Thank you so much for your insightful feedback and constructive suggestions. The clarifications identified through our discussion will be reflected in the revised manuscript.

最终决定Accept (poster)

2025-09-17

This paper proposed a diffusion model for time series based on operator learning. The approach reduces the generation problem from the usual multi-step diffusion methods to a single step. The authors developed their approach to mitigate the frequency-dependent smoothing induced by the forward operator of the diffusion by working in the frequency domain. The paper contains extensive experiments demonstrating the method's improved performance and computational complexity.

The reviewers highlighted a number of strengths

The novel approach encouraging semi-group consistency to reduce the sampling steps to 1 makes inference faster without losing accuracy.
The paper is technically solid with rigorous derivations and motivations.
The comprehensive experimental evaluation was well done where the method was demonstrated to produce consistent predications across diverse domains.

The reviewers did bring up a few weaknesses related to comparing the method to existing work, some design choices, and evaluations on other relevant tasks (e.g. long-horizon prediction). All of these concerns were addressed.

One concern raised by a reviewer related to not comparing to existing working on single-step generation from the image generation literature.

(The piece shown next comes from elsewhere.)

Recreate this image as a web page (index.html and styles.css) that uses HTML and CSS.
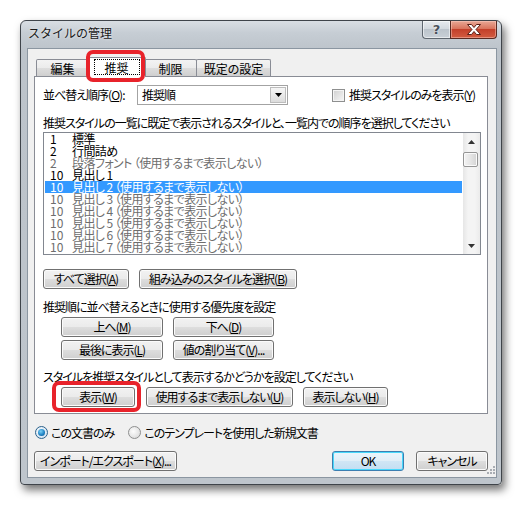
FILE: index.html
```html
<!DOCTYPE html>
<html lang="ja">
<head>
<meta charset="utf-8">
<title>スタイルの管理</title>
<link rel="stylesheet" href="styles.css">
</head>
<body>
<div class="window">
  <div class="titlebar">
    <div class="title">スタイルの管理</div>
    <div class="caption-btns">
      <div class="cap help">?</div>
      <div class="cap close">
        <svg width="16" height="11" viewBox="0 0 16 11">
          <path d="M1.5 0.5 H5.5 L8 3.5 L10.5 0.5 H14.5 L10 5.5 L14.5 10.5 H10.5 L8 7.5 L5.5 10.5 H1.5 L6 5.5 Z" fill="#fff" stroke="#5a1f16" stroke-width="1" stroke-linejoin="round"/>
        </svg>
      </div>
    </div>
  </div>
  <div class="client">
    <div class="tabs">
      <div class="tab t-edit">編集</div>
      <div class="tab active"><span class="focus">推奨</span></div>
      <div class="tab t-limit">制限</div>
      <div class="tab t-default">既定の設定</div>
    </div>
    <div class="panel">
      <div class="sort-row">
        <span class="sort-label">並べ替え順序(<u>O</u>):</span>
        <div class="combo">
          <span class="combo-text">推奨順</span>
          <div class="drop"><svg width="7" height="4" viewBox="0 0 7 4"><path d="M0 0 H7 L3.5 4 Z" fill="#000"/></svg></div>
        </div>
        <div class="check"><span class="box"></span><span>推奨スタイルのみを表示(<u>Y</u>)</span></div>
      </div>
      <div class="caption first-cap">推奨スタイルの一覧に既定で表示されるスタイルと、一覧内での順序を選択してください</div>
      <div class="listbox">
        <div class="items">
          <div class="item"><span class="num">1</span><span>標準</span></div>
          <div class="item"><span class="num">2</span><span>行間詰め</span></div>
          <div class="item dim"><span class="num">2</span><span>段落フォント （使用するまで表示しない）</span></div>
          <div class="item"><span class="num">10</span><span>見出し 1</span></div>
          <div class="item selected"><span class="num">10</span><span>見出し 2 （使用するまで表示しない）</span></div>
          <div class="item dim"><span class="num">10</span><span>見出し 3 （使用するまで表示しない）</span></div>
          <div class="item dim"><span class="num">10</span><span>見出し 4 （使用するまで表示しない）</span></div>
          <div class="item dim"><span class="num">10</span><span>見出し 5 （使用するまで表示しない）</span></div>
          <div class="item dim"><span class="num">10</span><span>見出し 6 （使用するまで表示しない）</span></div>
          <div class="item dim"><span class="num">10</span><span>見出し 7 （使用するまで表示しない）</span></div>
        </div>
        <div class="vscroll">
          <div class="arrow"><svg width="7" height="4" viewBox="0 0 7 4"><path d="M0 4 H7 L3.5 0 Z" fill="#333"/></svg></div>
          <div class="track"><div class="thumb"></div></div>
          <div class="arrow"><svg width="7" height="4" viewBox="0 0 7 4"><path d="M0 0 H7 L3.5 4 Z" fill="#333"/></svg></div>
        </div>
      </div>
      <div class="btn-row row-select">
        <div class="btn w-all">すべて選択(<u>A</u>)</div>
        <div class="btn w-builtin">組み込みのスタイルを選択(<u>B</u>)</div>
      </div>
      <div class="caption cap-priority">推奨順に並べ替えるときに使用する優先度を設定</div>
      <div class="prio-grid">
        <div class="btn">上へ(<u>M</u>)</div>
        <div class="btn">下へ(<u>D</u>)</div>
        <div class="btn">最後に表示(<u>L</u>)</div>
        <div class="btn">値の割り当て(<u>V</u>)...</div>
      </div>
      <div class="caption cap-show">スタイルを推奨スタイルとして表示するかどうかを設定してください</div>
      <div class="btn-row row-show">
        <div class="btn w-show">表示(<u>W</u>)</div>
        <div class="btn w-until">使用するまで表示しない(<u>U</u>)</div>
        <div class="btn w-hide">表示しない(<u>H</u>)</div>
      </div>
    </div>
    <div class="radio-row">
      <div class="radio-opt"><span class="radio on"></span><span>この文書のみ</span></div>
      <div class="radio-opt second"><span class="radio"></span><span>このテンプレートを使用した新規文書</span></div>
    </div>
    <div class="bottom-row">
      <div class="btn w-import">インポート/エクスポート(<u>X</u>)...</div>
      <div class="btn default w-ok">OK</div>
      <div class="btn w-cancel">キャンセル</div>
    </div>
    <svg class="grip" width="10" height="10" viewBox="0 0 10 10">
      <g fill="#a9adb3">
        <rect x="8" y="0" width="2" height="2"/>
        <rect x="5" y="3" width="2" height="2"/><rect x="8" y="3" width="2" height="2"/>
        <rect x="2" y="6" width="2" height="2"/><rect x="5" y="6" width="2" height="2"/><rect x="8" y="6" width="2" height="2"/>
      </g>
    </svg>
  </div>
</div>
<div class="mark mark-tab"></div>
<div class="mark mark-show"></div>
</body>
</html>
```

FILE: styles.css
```css
* { box-sizing: border-box; }
html, body { margin: 0; padding: 0; }
body {
  width: 524px;
  height: 505px;
  background: #fff;
  font-family: "Noto Sans CJK JP", "Noto Sans", sans-serif;
  font-size: 12px;
  line-height: 14px;
  letter-spacing: -1px;
  color: #000;
  font-feature-settings: "palt";
  position: relative;
  overflow: hidden;
}
u { text-decoration: underline; text-underline-offset: 1px; }

.window {
  margin: 20px 0 0 20px;
  width: 482px;
  height: 465px;
  border: 1px solid #3f444a;
  border-radius: 6px 6px 4px 4px;
  background: linear-gradient(#d9dee3 0, #c6cdd4 12px, #bcc3ca 30px, #bec5cc 100%);
  box-shadow: 3px 5px 9px rgba(0,0,0,0.55);
  padding: 0 4px 6px 6px;
  display: flex;
  flex-direction: column;
}
.titlebar {
  height: 27px;
  display: flex;
  align-items: flex-start;
}
.title {
  margin: 5px 0 0 1px;
  font-feature-settings: normal;
  letter-spacing: 0;
  color: #1a1a1a;
  text-shadow: 0 0 3px rgba(255,255,255,0.8);
}
.caption-btns { margin-left: auto; display: flex; }
.cap {
  height: 18px;
  display: flex;
  align-items: center;
  justify-content: center;
  border: 1px solid #5f6770;
  border-top: none;
}
.help {
  width: 28px;
  border-radius: 0 0 0 4px;
  border-right: none;
  background: linear-gradient(#e7ebef 0%, #d3d9df 45%, #bcc4cc 50%, #c9d0d7 100%);
  box-shadow: inset 0 0 0 1px rgba(255,255,255,0.55);
  font-family: "DejaVu Sans", sans-serif;
  font-weight: bold;
  font-size: 13px;
  letter-spacing: 0;
  color: #4a515b;
  text-shadow: 0 0 2px #fff;
  line-height: 16px;
}
.close {
  width: 47px;
  border-radius: 0 0 4px 0;
  border-color: #5a2a22;
  background: linear-gradient(#e9a896 0%, #d9745d 45%, #c4402a 50%, #d25c41 100%);
  box-shadow: inset 0 0 0 1px rgba(255,210,200,0.45);
}

.client {
  flex: 1;
  position: relative;
  background: #f0f0f0;
  border: 1px solid #8b96a1;
  display: flex;
  flex-direction: column;
}
.tabs {
  height: 27px;
  padding-left: 8px;
  display: flex;
  align-items: flex-end;
  letter-spacing: 0;
}
.tab {
  height: 17px;
  border: 1px solid #898c95;
  border-bottom: none;
  border-radius: 2px 2px 0 0;
  background: linear-gradient(#f3f3f3 0%, #ebebeb 50%, #dddddd 51%, #cfcfcf 100%);
  display: flex;
  align-items: center;
  justify-content: center;
  line-height: 15px;
}
.t-edit { width: 53px; }
.t-limit { width: 53px; }
.t-default { width: 75px; margin-left: -1px; }
.tab.active {
  width: 59px;
  height: 20px;
  margin: 0 -2px -1px -2px;
  position: relative;
  z-index: 1;
  background: #fff;
  align-items: flex-start;
  padding-top: 1px;
}
.focus {
  width: 46px;
  height: 16px;
  border: 1px dotted #000;
  display: flex;
  align-items: center;
  justify-content: center;
}

.panel {
  margin: 0 8px 0 6px;
  height: 338px;
  background: #fff;
  border: 1px solid #898c95;
  padding: 8px 0 0 8px;
  display: flex;
  flex-direction: column;
  align-items: flex-start;
}
.sort-row {
  height: 20px;
  display: flex;
  align-items: center;
}
.sort-label { width: 94px; white-space: nowrap; }
.combo {
  width: 151px;
  height: 20px;
  border: 1px solid #a3a3a3;
  display: flex;
  align-items: center;
  padding: 1px;
}
.combo-text { flex: 1; padding-left: 3px; }
.drop {
  width: 16px;
  height: 16px;
  border: 1px solid #bdbdbd;
  background: linear-gradient(#f6f6f6, #dcdcdc);
  display: flex;
  align-items: center;
  justify-content: center;
}
.check {
  margin-left: 44px;
  display: flex;
  align-items: center;
  gap: 4px;
  white-space: nowrap;
}
.box {
  width: 13px;
  height: 13px;
  border: 1px solid #8e8f8f;
  background: linear-gradient(135deg, #cfcfcf, #f7f7f7);
  box-shadow: inset 0 0 0 1px #f4f4f4;
}
.caption { height: 14px; white-space: nowrap; }
.first-cap { margin-top: 11px; }

.listbox {
  margin-top: 2px;
  width: 438px;
  height: 123px;
  border: 1px solid #828790;
  display: flex;
}
.items { flex: 1; padding: 0 1px; }
.item {
  height: 12px;
  line-height: 12px;
  display: flex;
  padding-left: 5px;
  white-space: pre;
  letter-spacing: -0.6px;
}
.num { width: 22px; letter-spacing: 0; }
.item.dim { color: #6d6d6d; }
.item.selected { background: #3399ff; color: #fff; }
.vscroll {
  width: 17px;
  display: flex;
  flex-direction: column;
  background: linear-gradient(to right, #e6e6e6, #f4f4f4 30%, #f4f4f4 70%, #ebebeb);
}
.arrow {
  height: 17px;
  display: flex;
  align-items: center;
  justify-content: center;
}
.track { flex: 1; padding: 2px 2px 0 0; }
.thumb {
  width: 15px;
  height: 15px;
  border: 1px solid #959595;
  border-radius: 2px;
  background: linear-gradient(to right, #f3f3f3, #e5e5e5 50%, #d3d3d3);
  box-shadow: inset 0 0 0 1px #fafafa;
}

.btn {
  height: 20px;
  border: 1px solid #707070;
  border-radius: 3px;
  background: linear-gradient(#f2f2f2 0%, #ebebeb 48%, #dddddd 52%, #cfcfcf 100%);
  box-shadow: inset 0 0 0 1px #fbfbfb;
  display: flex;
  align-items: center;
  justify-content: center;
  white-space: nowrap;
}
.btn.default {
  border-color: #3c7fb1;
  box-shadow: inset 0 0 0 1px #48d8fb;
  background: linear-gradient(#eaf5fc 0%, #e1eef7 48%, #d0e6f5 52%, #c3def2 100%);
}
.btn-row { display: flex; }
.row-select { margin-top: 14px; gap: 10px; }
.w-all { width: 86px; }
.w-builtin { width: 158px; }
.cap-priority { margin-top: 11px; }
.prio-grid {
  margin: 3px 0 0 18px;
  display: grid;
  grid-template-columns: 102px 101px;
  column-gap: 10px;
  row-gap: 3px;
}
.cap-show { margin-top: 10px; }
.row-show { margin: 3px 0 0 18px; }
.w-show { width: 74px; }
.w-until { width: 147px; margin-left: 11px; }
.w-hide { width: 85px; margin-left: 10px; }

.radio-row {
  margin: 12px 0 0 7px;
  height: 13px;
  display: flex;
  align-items: center;
}
.radio-opt { display: flex; align-items: center; gap: 3px; }
.radio-opt.second { margin-left: 14px; }
.radio {
  width: 13px;
  height: 13px;
  border-radius: 50%;
  border: 1px solid #8e8f8f;
  background: radial-gradient(circle at 40% 40%, #fdfdfd, #d4d4d4);
  position: relative;
}
.radio.on { border-color: #2c628b; background: radial-gradient(circle at 40% 40%, #fafcfe, #c9dcee); }
.radio.on::after {
  content: "";
  position: absolute;
  left: 2px; top: 2px;
  width: 7px; height: 7px;
  border-radius: 50%;
  background: radial-gradient(circle at 40% 35%, #7ad0f7, #1a7ec0 60%, #0c4f86);
}
.bottom-row {
  margin: 12px 8px 0 6px;
  display: flex;
}
.w-import { width: 143px; }
.w-ok { width: 72px; margin-left: auto; }
.w-cancel { width: 72px; margin-left: 12px; }
.grip { position: absolute; right: 1px; bottom: 1px; }

.mark {
  position: absolute;
  border: 4px solid #e8232b;
  border-radius: 7px;
  z-index: 5;
}
.mark-tab { left: 86px; top: 50px; width: 59px; height: 32px; }
.mark-show { left: 52px; top: 381px; width: 89px; height: 31px; }
```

After substantial discussions between the reviewer and authors, these comparisons would require substantial changes to the existing methods at which point the authors would just be creating a (potentially sub-optimal) competitor to their proposed algorithm.

Despite this last concern, the proposed method and comprehensive evaluations make this a strong paper that should be accepted.